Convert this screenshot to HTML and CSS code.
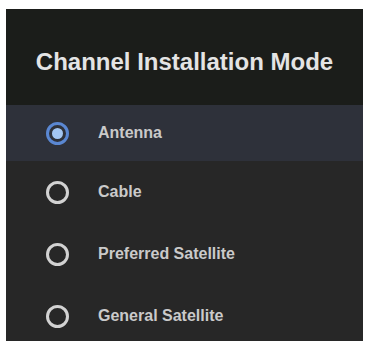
FILE: index.html
```html
<!DOCTYPE html>
<html>
<head>
<meta charset="utf-8">
<link rel="stylesheet" href="styles.css">
</head>
<body>
<div class="panel">
  <div class="header">
    <h1 class="title">Channel Installation Mode</h1>
  </div>
  <div class="list">
    <div class="row row-first selected">
      <span class="radio checked"><span class="dot"></span></span>
      <span class="label">Antenna</span>
    </div>
    <div class="row">
      <span class="radio"></span>
      <span class="label">Cable</span>
    </div>
    <div class="row">
      <span class="radio"></span>
      <span class="label">Preferred Satellite</span>
    </div>
    <div class="row">
      <span class="radio"></span>
      <span class="label">General Satellite</span>
    </div>
  </div>
</div>
</body>
</html>
```
FILE: styles.css
```css
html, body {
  margin: 0;
  padding: 0;
  background: #ffffff;
}
body {
  padding: 9px 5px 4px 6px;
  font-family: "Liberation Sans", Arial, sans-serif;
}
.panel {
  width: 357px;
  height: 332px;
  background: #272727;
  overflow: hidden;
  display: flex;
  flex-direction: column;
}
.header {
  height: 96px;
  flex: none;
  background: #1b1d1a;
  display: flex;
  align-items: center;
  justify-content: center;
}
.title {
  margin: 0;
  padding-top: 9px;
  font-size: 24px;
  font-weight: bold;
  color: #e4e4e4;
}
.list {
  display: flex;
  flex-direction: column;
}
.row {
  height: 62px;
  flex: none;
  display: flex;
  align-items: center;
  padding-left: 40px;
  gap: 29px;
}
.row-first {
  height: 56px;
}
.selected {
  background: #2e313a;
}
.radio {
  width: 23px;
  height: 23px;
  box-sizing: border-box;
  border: 3px solid #d2d2d2;
  border-radius: 50%;
  display: flex;
  align-items: center;
  justify-content: center;
  flex: none;
}
.radio.checked {
  border-color: #5a87d2;
}
.dot {
  width: 11px;
  height: 11px;
  border-radius: 50%;
  background: #a3c6f2;
}
.label {
  font-size: 16px;
  font-weight: bold;
  color: #cacaca;
}
```
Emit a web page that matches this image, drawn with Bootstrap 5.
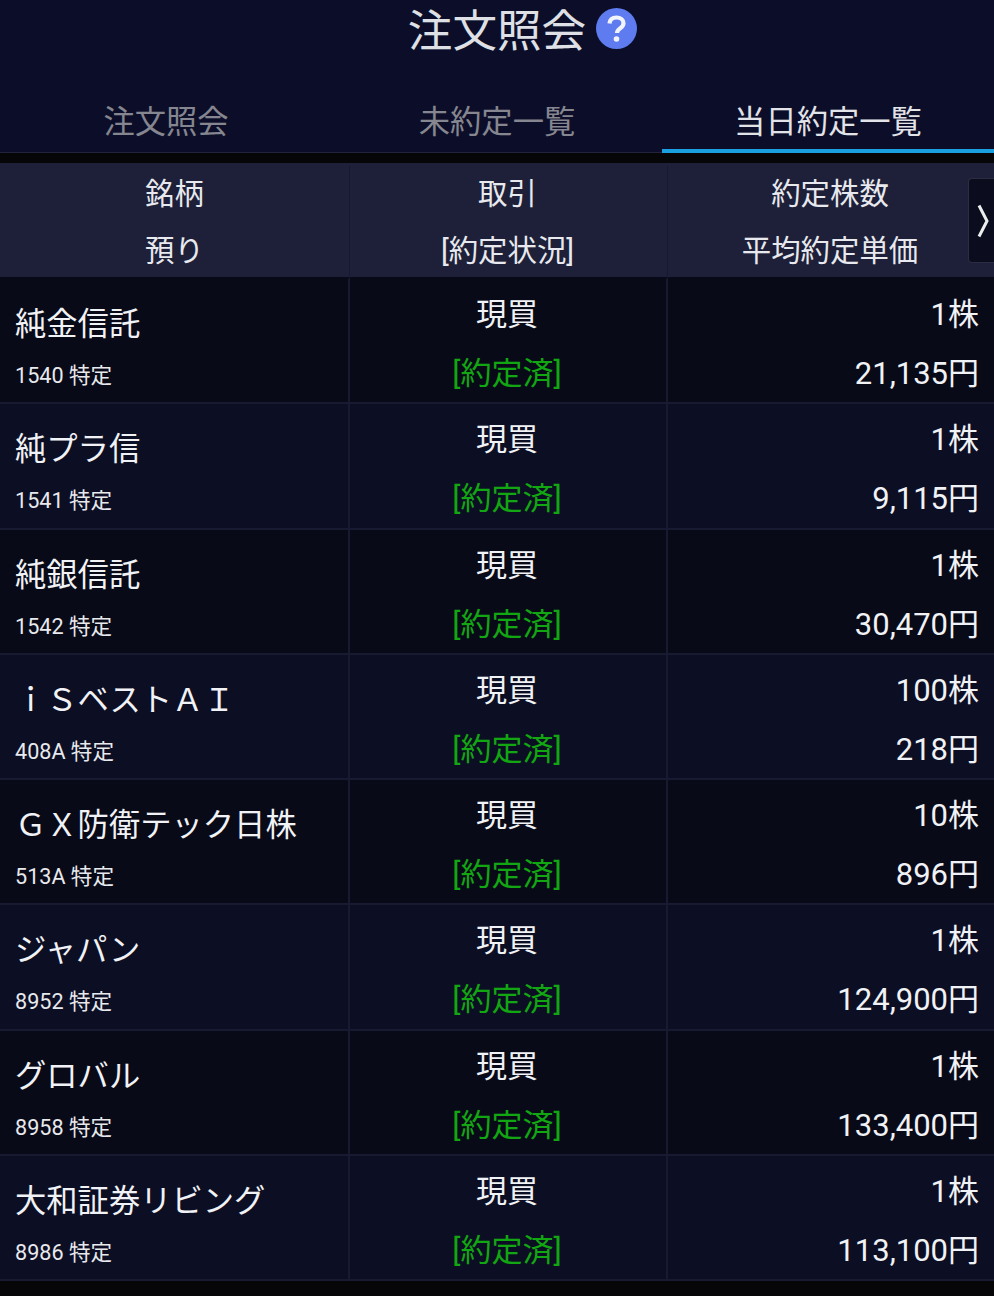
<!DOCTYPE html>
<html lang="ja"><head><meta charset="utf-8">
<link href="https://cdn.jsdelivr.net/npm/bootstrap@5.3.0/dist/css/bootstrap.min.css" rel="stylesheet">
<style>
html,body{background:#060609;margin:0}
body{width:994px;height:1296px;overflow:hidden;font-family:Roboto,"Noto Sans CJK JP",sans-serif;color:#f1f2f5}
.app-head{background:#0c0e29;height:153px}
.app-title{height:90px;font-size:44.6px;line-height:64px;color:#dfe0e6}
.title-wrap{position:relative}
.help-ic{position:absolute;left:188px;top:8px;width:41px;height:41px}
.tabs-line{height:63px;border-bottom:1px solid #22243c}
.tab-item{font-size:31.3px;line-height:66px;color:#85868f;text-align:center;height:63px}
.t1{width:332px}.t2{width:330px}.t3{width:332px}
.tab-on{color:#e2e3e8;border-bottom:4px solid #1a9fe0;}
.grid-row{display:grid;grid-template-columns:350px 318px 326px}
.head-row{margin-top:10px;height:114px;background:#1d2038;font-size:29.4px;color:#e8e9ee;text-align:center;padding-top:3px}
.head-row>div{border-right:1px solid #161831;line-height:57px}
.head-row>div:nth-child(2){padding-right:2px}
.head-row>div:last-child{border-right:0;padding-right:2px}
.body-row{height:125.25px;background:#0c0e23;border-bottom:2px solid #181a31}
.row-odd{background:#080a18}
.first-row{height:127.25px;padding-top:2px}
.body-row>div{border-right:2px solid #181a31}
.body-row>div:last-child{border-right:0}
.name-cell{padding:0 0 0 15px}
.stock{font-size:31.3px;line-height:40px;margin-top:26px;white-space:nowrap}
.code{font-size:21.6px;line-height:30px;margin-top:16px;color:#e8e9ed}
.mid-cell{text-align:center;font-size:31px;padding-right:2px}
.val-cell{text-align:right;font-size:31px;padding-right:15px}
.ln1{line-height:40px;margin-top:16px}
.ln2{line-height:40px;margin-top:19px}
.done{color:#12a612}
.more-btn{top:178px;right:0;width:26px;height:85px;padding-left:3px;background:#0b0d1f;border:1px solid #2b2d42;border-right:0;border-radius:4px 0 0 4px}
</style></head><body>
<div class="app-head">
<div class="app-title d-flex justify-content-center align-items-start"><span class="title-wrap">注文照会
<svg class="help-ic" viewBox="0 0 41 41"><circle cx="20.5" cy="20.5" r="20.5" fill="#5e7cf0"/><path d="M13.5 15.5c.4-4 3.300-6 7-6 4 0 7 2.400 7 5.800 0 5-6.500 5.200-6.500 9.700" fill="none" stroke="#f2f4fc" stroke-width="4.200"/><circle cx="20.500" cy="31" r="2.800" fill="#f2f4fc"/></svg></span></div>
<div class="tabs-line d-flex"><div class="tab-item t1">注文照会</div><div class="tab-item t2">未約定一覧</div><div class="tab-item t3 tab-on">当日約定一覧</div></div>
</div>
<div class="grid-row head-row"><div>銘柄<br>預り</div><div>取引<br>[約定状況]</div><div>約定株数<br>平均約定単価</div></div>
<div class="more-btn position-absolute d-flex align-items-center justify-content-center"><svg width="12" height="34" viewBox="0 0 12 34"><path d="M2 1.500l8 15.500-8 15.500" fill="none" stroke="#eceded" stroke-width="3"/></svg></div>
<div class="grid-row body-row row-odd first-row"><div class="name-cell"><div class="stock">純金信託</div><div class="code">1540 特定</div></div><div class="mid-cell"><div class="ln1">現買</div><div class="ln2 done">[約定済]</div></div><div class="val-cell"><div class="ln1">1株</div><div class="ln2">21,135円</div></div></div>
<div class="grid-row body-row"><div class="name-cell"><div class="stock">純プラ信</div><div class="code">1541 特定</div></div><div class="mid-cell"><div class="ln1">現買</div><div class="ln2 done">[約定済]</div></div><div class="val-cell"><div class="ln1">1株</div><div class="ln2">9,115円</div></div></div>
<div class="grid-row body-row row-odd"><div class="name-cell"><div class="stock">純銀信託</div><div class="code">1542 特定</div></div><div class="mid-cell"><div class="ln1">現買</div><div class="ln2 done">[約定済]</div></div><div class="val-cell"><div class="ln1">1株</div><div class="ln2">30,470円</div></div></div>
<div class="grid-row body-row"><div class="name-cell"><div class="stock">ｉＳベストＡＩ</div><div class="code">408A 特定</div></div><div class="mid-cell"><div class="ln1">現買</div><div class="ln2 done">[約定済]</div></div><div class="val-cell"><div class="ln1">100株</div><div class="ln2">218円</div></div></div>
<div class="grid-row body-row row-odd"><div class="name-cell"><div class="stock">ＧＸ防衛テック日株</div><div class="code">513A 特定</div></div><div class="mid-cell"><div class="ln1">現買</div><div class="ln2 done">[約定済]</div></div><div class="val-cell"><div class="ln1">10株</div><div class="ln2">896円</div></div></div>
<div class="grid-row body-row"><div class="name-cell"><div class="stock">ジャパン</div><div class="code">8952 特定</div></div><div class="mid-cell"><div class="ln1">現買</div><div class="ln2 done">[約定済]</div></div><div class="val-cell"><div class="ln1">1株</div><div class="ln2">124,900円</div></div></div>
<div class="grid-row body-row row-odd"><div class="name-cell"><div class="stock">グロバル</div><div class="code">8958 特定</div></div><div class="mid-cell"><div class="ln1">現買</div><div class="ln2 done">[約定済]</div></div><div class="val-cell"><div class="ln1">1株</div><div class="ln2">133,400円</div></div></div>
<div class="grid-row body-row"><div class="name-cell"><div class="stock">大和証券リビング</div><div class="code">8986 特定</div></div><div class="mid-cell"><div class="ln1">現買</div><div class="ln2 done">[約定済]</div></div><div class="val-cell"><div class="ln1">1株</div><div class="ln2">113,100円</div></div></div>
<script src="https://cdn.jsdelivr.net/npm/bootstrap@5.3.0/dist/js/bootstrap.bundle.min.js"></script>
</body></html>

----------

# GIVEN PROBLEM
Among the lines of the material, find those that hold the word "this" and copy them.

# THE REPLY
Convert this screenshot to HTML and CSS code.
Emit a web page that matches this image, drawn with Bootstrap 5.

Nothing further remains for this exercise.